*Task goal*. Copy out all the lines exactly. Omit pictures.
--- Start ---
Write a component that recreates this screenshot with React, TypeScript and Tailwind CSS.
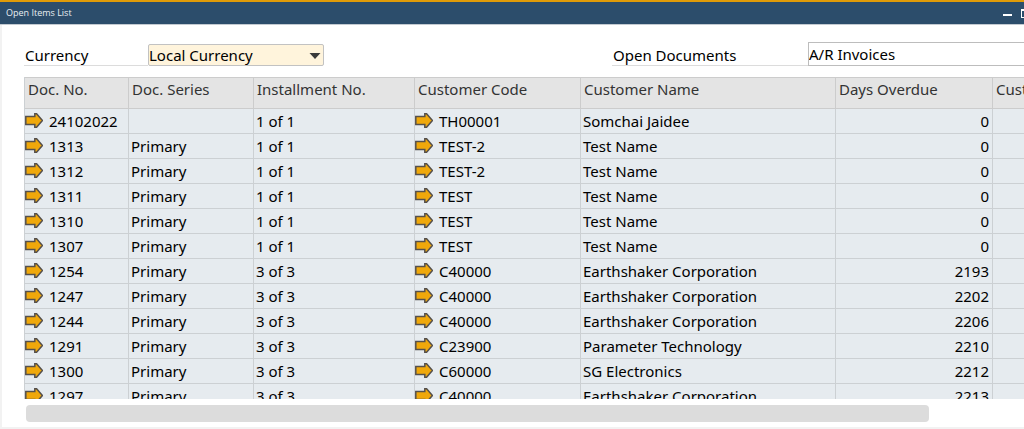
import React from "react";

type Item = {
  doc: string;
  series: string;
  installment: string;
  code: string;
  name: string;
  overdue: number;
};

const items: Item[] = [
  { doc: "24102022", series: "", installment: "1 of 1", code: "TH00001", name: "Somchai Jaidee", overdue: 0 },
  { doc: "1313", series: "Primary", installment: "1 of 1", code: "TEST-2", name: "Test Name", overdue: 0 },
  { doc: "1312", series: "Primary", installment: "1 of 1", code: "TEST-2", name: "Test Name", overdue: 0 },
  { doc: "1311", series: "Primary", installment: "1 of 1", code: "TEST", name: "Test Name", overdue: 0 },
  { doc: "1310", series: "Primary", installment: "1 of 1", code: "TEST", name: "Test Name", overdue: 0 },
  { doc: "1307", series: "Primary", installment: "1 of 1", code: "TEST", name: "Test Name", overdue: 0 },
  { doc: "1254", series: "Primary", installment: "3 of 3", code: "C40000", name: "Earthshaker Corporation", overdue: 2193 },
  { doc: "1247", series: "Primary", installment: "3 of 3", code: "C40000", name: "Earthshaker Corporation", overdue: 2202 },
  { doc: "1244", series: "Primary", installment: "3 of 3", code: "C40000", name: "Earthshaker Corporation", overdue: 2206 },
  { doc: "1291", series: "Primary", installment: "3 of 3", code: "C23900", name: "Parameter Technology", overdue: 2210 },
  { doc: "1300", series: "Primary", installment: "3 of 3", code: "C60000", name: "SG Electronics", overdue: 2212 },
  { doc: "1297", series: "Primary", installment: "3 of 3", code: "C40000", name: "Earthshaker Corporation", overdue: 2213 },
];

const headers = [
  "Doc. No.",
  "Doc. Series",
  "Installment No.",
  "Customer Code",
  "Customer Name",
  "Days Overdue",
  "Customer Ref. No.",
];

function LinkArrow() {
  return (
    <svg viewBox="0 0 18 16" className="h-4 w-[18px] shrink-0" aria-hidden="true">
      <path
        d="M0.8 4.5H9.8V1.8H11.6L17.4 8.5L11.6 15.2H9.8V12.5H0.8Z"
        fill="#f0a80a"
        stroke="#55504c"
        strokeWidth="1.5"
        strokeLinejoin="miter"
      />
    </svg>
  );
}

function LinkedValue({ value }: { value: string }) {
  return (
    <div className="flex h-6 items-center gap-1.5">
      <a href="#" aria-label={`Open ${value}`} className="-mt-0.5 block shrink-0">
        <LinkArrow />
      </a>
      <span>{value}</span>
    </div>
  );
}

const cell = "h-[25px] border-b border-r border-[#ccd0d3] p-0 pl-0.5 leading-6";
const linkCell = "h-[25px] border-b border-r border-[#ccd0d3] p-0 leading-6";

export default function App() {
  return (
    <div className="flex h-screen flex-col overflow-hidden border-t-2 border-[#e09b08] bg-[#f2f2f2] font-['Noto_Sans',sans-serif] text-[15px] text-black">
      <header className="flex h-[23px] shrink-0 items-center justify-between overflow-hidden border-b border-[#c3cad1] bg-[#2c4d6b] pl-1.5">
        <h1 className="font-['Open_Sans',sans-serif] text-[9px] leading-4 text-[#e8edf2]">Open Items List</h1>
        <div className="flex h-full items-center gap-2">
          <button type="button" aria-label="Minimize" className="flex h-4 w-[10px] items-center pt-1">
            <span className="h-0.5 w-[9px] bg-white" />
          </button>
          <button type="button" aria-label="Maximize" className="flex h-4 w-[3px] items-center">
            <span className="h-[9px] w-[10px] shrink-0 border border-t-2 border-white" />
          </button>
        </div>
      </header>

      <main className="mb-0.5 ml-0.5 flex min-h-0 flex-1 flex-col bg-white pl-[22px] pt-[17px]">
        <form className="flex h-6 shrink-0 items-end">
          <label htmlFor="currency" className="h-[22px] w-[124px] shrink-0 border-b border-[#dcdcdc] pl-px leading-[22px]">
            Currency
          </label>
          <div className="relative w-44 shrink-0">
            <select
              id="currency"
              className="block h-[22px] w-full appearance-none rounded-xs border border-[#c2c2c2] bg-[#fff4dc] p-0 leading-5 outline-none"
            >
              <option>Local Currency</option>
            </select>
            <svg viewBox="0 0 12 6" className="pointer-events-none absolute right-[3px] top-[9px] h-1.5 w-3" aria-hidden="true">
              <path d="M0.5 0H11.5L6 6Z" fill="#3a3a3a" />
            </svg>
          </div>
          <div className="flex-1" />
          <label htmlFor="documents" className="h-[22px] w-[196px] shrink-0 border-b border-[#dcdcdc] pl-px leading-[22px]">
            Open Documents
          </label>
          <div className="w-[216px] shrink-0">
            <select
              id="documents"
              className="block h-6 w-full appearance-none border border-r-0 border-[#bdbdbd] bg-white p-0 leading-5 outline-none"
            >
              <option>A/R Invoices</option>
            </select>
          </div>
        </form>

        <div className="mt-[11px] min-h-0 flex-1 overflow-hidden">
          <table className="w-full table-fixed border-separate border-spacing-0 border-l border-[#ccd0d3] bg-[#e6ebef]">
            <colgroup>
              <col className="w-[104px]" />
              <col className="w-[125px]" />
              <col className="w-[161px]" />
              <col className="w-[166px]" />
              <col />
              <col className="w-[157px]" />
              <col className="w-[31px]" />
            </colgroup>
            <thead>
              <tr>
                {headers.map((title) => (
                  <th
                    key={title}
                    className="h-8 overflow-hidden whitespace-nowrap border-b border-r border-t border-[#cccccc] bg-[#e4e4e4] p-0 pl-[3px] text-left align-top font-normal leading-[22px] text-[#333333] last:border-r-0"
                  >
                    {title}
                  </th>
                ))}
              </tr>
            </thead>
            <tbody>
              {items.map((item) => (
                <tr key={item.doc}>
                  <td className={linkCell}>
                    <LinkedValue value={item.doc} />
                  </td>
                  <td className={cell}>{item.series}</td>
                  <td className={cell}>{item.installment}</td>
                  <td className={linkCell}>
                    <LinkedValue value={item.code} />
                  </td>
                  <td className={cell}>{item.name}</td>
                  <td className="h-[25px] border-b border-r border-[#ccd0d3] p-0 pr-[3px] text-right leading-6">
                    {item.overdue}
                  </td>
                  <td className="border-b border-[#ccd0d3] p-0" />
                </tr>
              ))}
            </tbody>
          </table>
        </div>

        <div className="shrink-0 pb-[5px] pl-0.5 pt-1.5">
          <div className="h-[17px] w-[90.5%] rounded bg-[#dcdcdc]" />
        </div>
      </main>
    </div>
  );
}
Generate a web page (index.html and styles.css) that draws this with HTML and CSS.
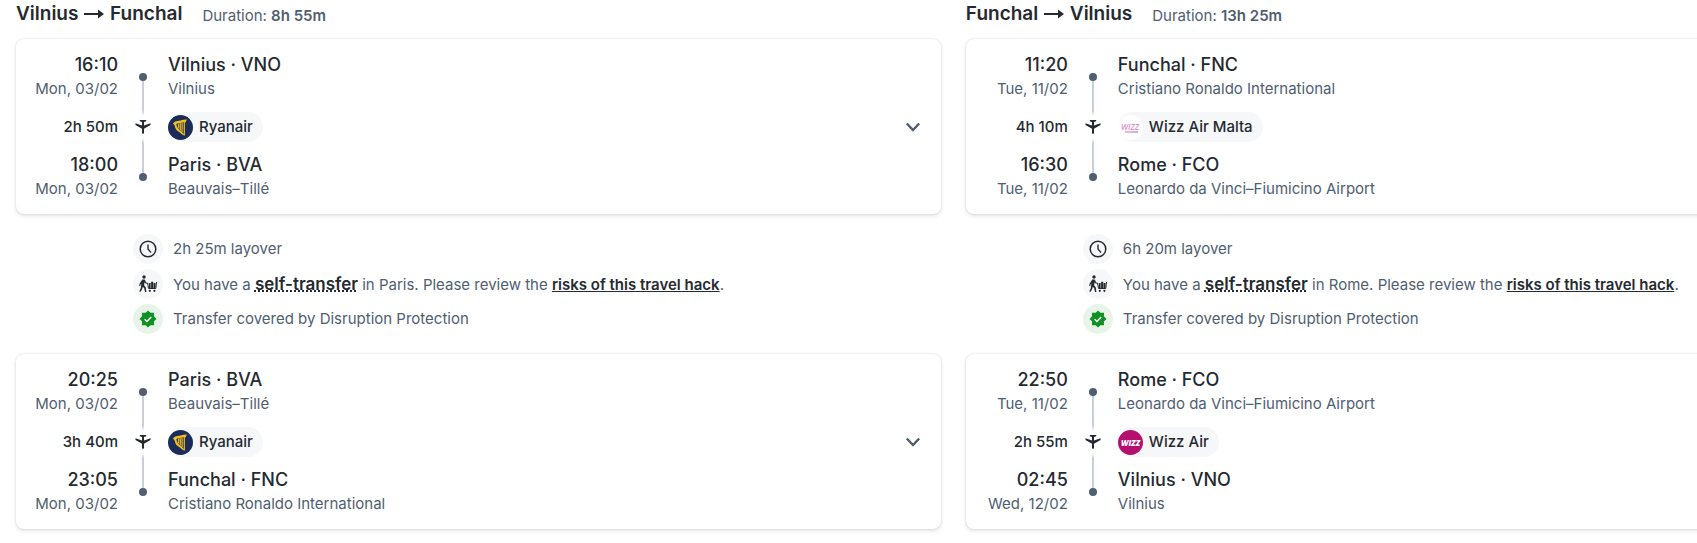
--- End ---
*Response below*.
Write a component that recreates this screenshot with React, TypeScript and Tailwind CSS.
import React from "react";

type Item = {
  doc: string;
  series: string;
  installment: string;
  code: string;
  name: string;
  overdue: number;
};

const items: Item[] = [
  { doc: "24102022", series: "", installment: "1 of 1", code: "TH00001", name: "Somchai Jaidee", overdue: 0 },
  { doc: "1313", series: "Primary", installment: "1 of 1", code: "TEST-2", name: "Test Name", overdue: 0 },
  { doc: "1312", series: "Primary", installment: "1 of 1", code: "TEST-2", name: "Test Name", overdue: 0 },
  { doc: "1311", series: "Primary", installment: "1 of 1", code: "TEST", name: "Test Name", overdue: 0 },
  { doc: "1310", series: "Primary", installment: "1 of 1", code: "TEST", name: "Test Name", overdue: 0 },
  { doc: "1307", series: "Primary", installment: "1 of 1", code: "TEST", name: "Test Name", overdue: 0 },
  { doc: "1254", series: "Primary", installment: "3 of 3", code: "C40000", name: "Earthshaker Corporation", overdue: 2193 },
  { doc: "1247", series: "Primary", installment: "3 of 3", code: "C40000", name: "Earthshaker Corporation", overdue: 2202 },
  { doc: "1244", series: "Primary", installment: "3 of 3", code: "C40000", name: "Earthshaker Corporation", overdue: 2206 },
  { doc: "1291", series: "Primary", installment: "3 of 3", code: "C23900", name: "Parameter Technology", overdue: 2210 },
  { doc: "1300", series: "Primary", installment: "3 of 3", code: "C60000", name: "SG Electronics", overdue: 2212 },
  { doc: "1297", series: "Primary", installment: "3 of 3", code: "C40000", name: "Earthshaker Corporation", overdue: 2213 },
];

const headers = [
  "Doc. No.",
  "Doc. Series",
  "Installment No.",
  "Customer Code",
  "Customer Name",
  "Days Overdue",
  "Customer Ref. No.",
];

function LinkArrow() {
  return (
    <svg viewBox="0 0 18 16" className="h-4 w-[18px] shrink-0" aria-hidden="true">
      <path
        d="M0.8 4.5H9.8V1.8H11.6L17.4 8.5L11.6 15.2H9.8V12.5H0.8Z"
        fill="#f0a80a"
        stroke="#55504c"
        strokeWidth="1.5"
        strokeLinejoin="miter"
      />
    </svg>
  );
}

function LinkedValue({ value }: { value: string }) {
  return (
    <div className="flex h-6 items-center gap-1.5">
      <a href="#" aria-label={`Open ${value}`} className="-mt-0.5 block shrink-0">
        <LinkArrow />
      </a>
      <span>{value}</span>
    </div>
  );
}

const cell = "h-[25px] border-b border-r border-[#ccd0d3] p-0 pl-0.5 leading-6";
const linkCell = "h-[25px] border-b border-r border-[#ccd0d3] p-0 leading-6";

export default function App() {
  return (
    <div className="flex h-screen flex-col overflow-hidden border-t-2 border-[#e09b08] bg-[#f2f2f2] font-['Noto_Sans',sans-serif] text-[15px] text-black">
      <header className="flex h-[23px] shrink-0 items-center justify-between overflow-hidden border-b border-[#c3cad1] bg-[#2c4d6b] pl-1.5">
        <h1 className="font-['Open_Sans',sans-serif] text-[9px] leading-4 text-[#e8edf2]">Open Items List</h1>
        <div className="flex h-full items-center gap-2">
          <button type="button" aria-label="Minimize" className="flex h-4 w-[10px] items-center pt-1">
            <span className="h-0.5 w-[9px] bg-white" />
          </button>
          <button type="button" aria-label="Maximize" className="flex h-4 w-[3px] items-center">
            <span className="h-[9px] w-[10px] shrink-0 border border-t-2 border-white" />
          </button>
        </div>
      </header>

      <main className="mb-0.5 ml-0.5 flex min-h-0 flex-1 flex-col bg-white pl-[22px] pt-[17px]">
        <form className="flex h-6 shrink-0 items-end">
          <label htmlFor="currency" className="h-[22px] w-[124px] shrink-0 border-b border-[#dcdcdc] pl-px leading-[22px]">
            Currency
          </label>
          <div className="relative w-44 shrink-0">
            <select
              id="currency"
              className="block h-[22px] w-full appearance-none rounded-xs border border-[#c2c2c2] bg-[#fff4dc] p-0 leading-5 outline-none"
            >
              <option>Local Currency</option>
            </select>
            <svg viewBox="0 0 12 6" className="pointer-events-none absolute right-[3px] top-[9px] h-1.5 w-3" aria-hidden="true">
              <path d="M0.5 0H11.5L6 6Z" fill="#3a3a3a" />
            </svg>
          </div>
          <div className="flex-1" />
          <label htmlFor="documents" className="h-[22px] w-[196px] shrink-0 border-b border-[#dcdcdc] pl-px leading-[22px]">
            Open Documents
          </label>
          <div className="w-[216px] shrink-0">
            <select
              id="documents"
              className="block h-6 w-full appearance-none border border-r-0 border-[#bdbdbd] bg-white p-0 leading-5 outline-none"
            >
              <option>A/R Invoices</option>
            </select>
          </div>
        </form>

        <div className="mt-[11px] min-h-0 flex-1 overflow-hidden">
          <table className="w-full table-fixed border-separate border-spacing-0 border-l border-[#ccd0d3] bg-[#e6ebef]">
            <colgroup>
              <col className="w-[104px]" />
              <col className="w-[125px]" />
              <col className="w-[161px]" />
              <col className="w-[166px]" />
              <col />
              <col className="w-[157px]" />
              <col className="w-[31px]" />
            </colgroup>
            <thead>
              <tr>
                {headers.map((title) => (
                  <th
                    key={title}
                    className="h-8 overflow-hidden whitespace-nowrap border-b border-r border-t border-[#cccccc] bg-[#e4e4e4] p-0 pl-[3px] text-left align-top font-normal leading-[22px] text-[#333333] last:border-r-0"
                  >
                    {title}
                  </th>
                ))}
              </tr>
            </thead>
            <tbody>
              {items.map((item) => (
                <tr key={item.doc}>
                  <td className={linkCell}>
                    <LinkedValue value={item.doc} />
                  </td>
                  <td className={cell}>{item.series}</td>
                  <td className={cell}>{item.installment}</td>
                  <td className={linkCell}>
                    <LinkedValue value={item.code} />
                  </td>
                  <td className={cell}>{item.name}</td>
                  <td className="h-[25px] border-b border-r border-[#ccd0d3] p-0 pr-[3px] text-right leading-6">
                    {item.overdue}
                  </td>
                  <td className="border-b border-[#ccd0d3] p-0" />
                </tr>
              ))}
            </tbody>
          </table>
        </div>

        <div className="shrink-0 pb-[5px] pl-0.5 pt-1.5">
          <div className="h-[17px] w-[90.5%] rounded bg-[#dcdcdc]" />
        </div>
      </main>
    </div>
  );
}
Generate a web page (index.html and styles.css) that draws this with HTML and CSS.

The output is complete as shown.